Citrus Zest (dried orange peel): The colored outer portion of citrus peel holds aromatic oils and flavor compounds, but the white pulp beneath (the pith) is extremely bitter. The easiest way to get fresh zest is to buy fresh oranges and remove the zest yourself with a citrus zester, though a small cheese grater can work with care. Dried sweet orange peel is also available commercially and may be used as-is.
Cinnamon: There are several varieties of cinnamon. Listed below are the two major varieties you should recognize. It can be used in ground or stick form. Sticks ("quills") are easy to add and remove.
Cassia: Most Western grocery store cinnamon will be Cassia, which is very intense and slightly "hot." This is the cinnamon that gives Big Red gum its powerful bite. It's also probably the variant you want to use to mimic western apple, peach, or pumpkin pie flavor profiles.
Ceylon: In other parts of the world, Ceylon cinnamon is more popular. It's sometimes called "true" cinnamon, but that doesn't mean it's better for every application. It has a sweeter flavor profile and lacks the bite of Cassia.
Clove: A little goes a long way, even when using whole cloves. Even a single whole clove can strongly flavor a gallon of mead.
Coffee: When used in primary, coffee can add vegetal flavors.

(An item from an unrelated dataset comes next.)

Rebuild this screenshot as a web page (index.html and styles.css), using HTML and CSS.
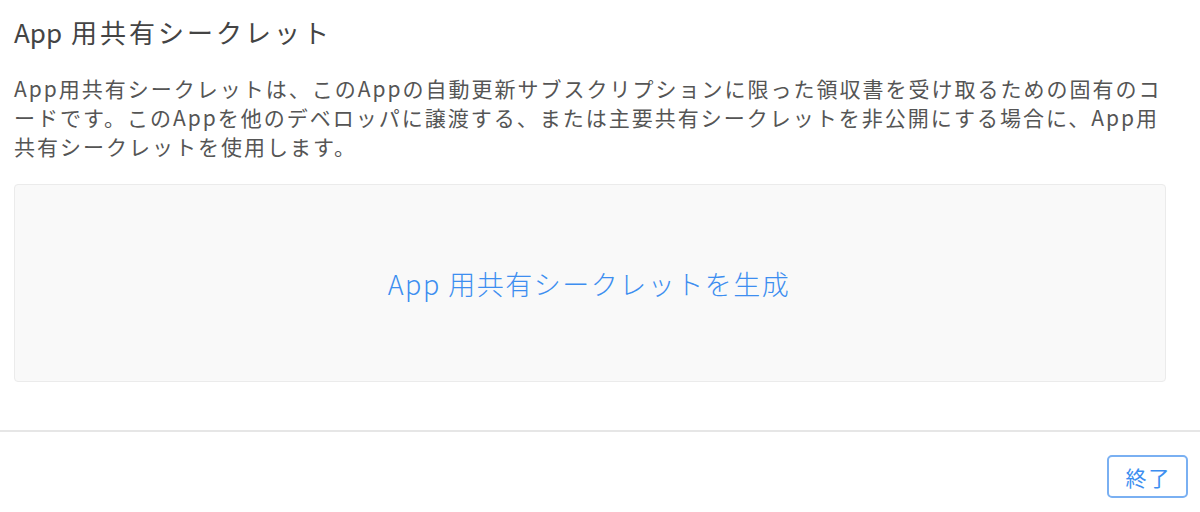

More control can be had by making a coldbrew and adding it to-taste post fermentation. To do this, boil the water for your coldbrew for 15-20 minutes (to drive off oxygen) before you chill and coldbrew. Use as little as possible to avoid diluting ABV; coffee's pH is usually above 5, causing pH, and therefore sulfite requirements, to increase. Use too much, and you'll have to use acid blend to restore a lower pH.
Fennel Seeds(†): These tread the line between sweet and savory.
Ginger (fresh or dried): Fresh Ginger should be sliced into thin slices or matchsticks. Dried ginger is usually available ground.
Juniper Berries†: Overuse can make your mead taste like gin. Don't harvest these yourself unless you're sure you know what you're doing. Some varieties are carcinogenic and poisonous.
Licorice: A little goes a long way.
Nutmeg: Available pre-ground or as a whole seed. Whole seeds require patience or special grinders to use effectively.
Peppercorns†: Crack or grind for better flavor extraction.
Star Anise†: Typically used whole, but can be broken, cracked, or crushed. A little goes a long way. Flavor similar to licorice.
Vanilla Bean: If adding directly to your Must, split the beans lengthwise. When making a tincture over several weeks, you can use it whole, but extraction will take longer.